Challenge = Write out the listing below without alteration, omitting its pictures.

Data extract =
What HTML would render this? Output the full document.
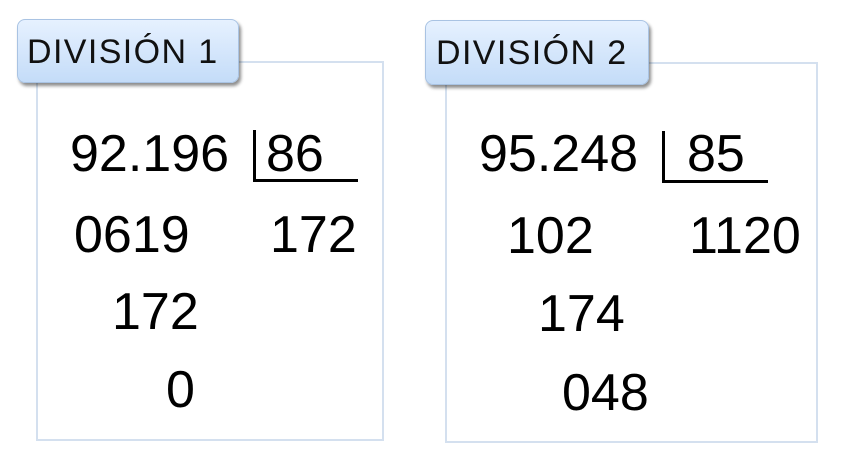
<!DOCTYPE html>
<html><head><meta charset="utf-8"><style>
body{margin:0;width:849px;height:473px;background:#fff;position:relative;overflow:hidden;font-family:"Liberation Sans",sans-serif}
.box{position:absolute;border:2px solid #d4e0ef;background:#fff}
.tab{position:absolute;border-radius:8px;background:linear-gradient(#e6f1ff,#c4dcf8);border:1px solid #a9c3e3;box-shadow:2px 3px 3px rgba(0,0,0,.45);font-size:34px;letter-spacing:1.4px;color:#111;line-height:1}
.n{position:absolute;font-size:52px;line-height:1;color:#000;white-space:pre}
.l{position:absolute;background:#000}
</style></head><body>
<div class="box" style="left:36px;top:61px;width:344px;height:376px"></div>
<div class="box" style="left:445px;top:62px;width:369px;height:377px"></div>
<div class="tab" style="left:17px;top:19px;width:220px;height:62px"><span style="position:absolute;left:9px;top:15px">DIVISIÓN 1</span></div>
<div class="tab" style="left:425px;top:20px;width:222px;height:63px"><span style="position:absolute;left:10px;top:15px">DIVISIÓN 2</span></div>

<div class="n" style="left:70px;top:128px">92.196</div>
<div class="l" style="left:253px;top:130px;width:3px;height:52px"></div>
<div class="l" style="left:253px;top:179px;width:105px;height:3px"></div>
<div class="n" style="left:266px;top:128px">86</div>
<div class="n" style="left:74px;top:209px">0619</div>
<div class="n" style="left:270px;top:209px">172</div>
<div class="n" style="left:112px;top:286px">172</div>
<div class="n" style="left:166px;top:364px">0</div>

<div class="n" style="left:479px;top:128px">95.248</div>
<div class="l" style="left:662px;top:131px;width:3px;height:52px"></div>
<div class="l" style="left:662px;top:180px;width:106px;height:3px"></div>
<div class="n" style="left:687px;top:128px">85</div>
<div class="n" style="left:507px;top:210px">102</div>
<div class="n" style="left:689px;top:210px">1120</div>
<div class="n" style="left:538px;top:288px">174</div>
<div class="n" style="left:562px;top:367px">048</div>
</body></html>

Written response =
What HTML would render this? Output the full document.
<!DOCTYPE html>
<html><head><meta charset="utf-8"><style>
body{margin:0;width:849px;height:473px;background:#fff;position:relative;overflow:hidden;font-family:"Liberation Sans",sans-serif}
.box{position:absolute;border:2px solid #d4e0ef;background:#fff}
.tab{position:absolute;border-radius:8px;background:linear-gradient(#e6f1ff,#c4dcf8);border:1px solid #a9c3e3;box-shadow:2px 3px 3px rgba(0,0,0,.45);font-size:34px;letter-spacing:1.4px;color:#111;line-height:1}
.n{position:absolute;font-size:52px;line-height:1;color:#000;white-space:pre}
.l{position:absolute;background:#000}
</style></head><body>
<div class="box" style="left:36px;top:61px;width:344px;height:376px"></div>
<div class="box" style="left:445px;top:62px;width:369px;height:377px"></div>
<div class="tab" style="left:17px;top:19px;width:220px;height:62px"><span style="position:absolute;left:9px;top:15px">DIVISIÓN 1</span></div>
<div class="tab" style="left:425px;top:20px;width:222px;height:63px"><span style="position:absolute;left:10px;top:15px">DIVISIÓN 2</span></div>

<div class="n" style="left:70px;top:128px">92.196</div>
<div class="l" style="left:253px;top:130px;width:3px;height:52px"></div>
<div class="l" style="left:253px;top:179px;width:105px;height:3px"></div>
<div class="n" style="left:266px;top:128px">86</div>
<div class="n" style="left:74px;top:209px">0619</div>
<div class="n" style="left:270px;top:209px">172</div>
<div class="n" style="left:112px;top:286px">172</div>
<div class="n" style="left:166px;top:364px">0</div>

<div class="n" style="left:479px;top:128px">95.248</div>
<div class="l" style="left:662px;top:131px;width:3px;height:52px"></div>
<div class="l" style="left:662px;top:180px;width:106px;height:3px"></div>
<div class="n" style="left:687px;top:128px">85</div>
<div class="n" style="left:507px;top:210px">102</div>
<div class="n" style="left:689px;top:210px">1120</div>
<div class="n" style="left:538px;top:288px">174</div>
<div class="n" style="left:562px;top:367px">048</div>
</body></html>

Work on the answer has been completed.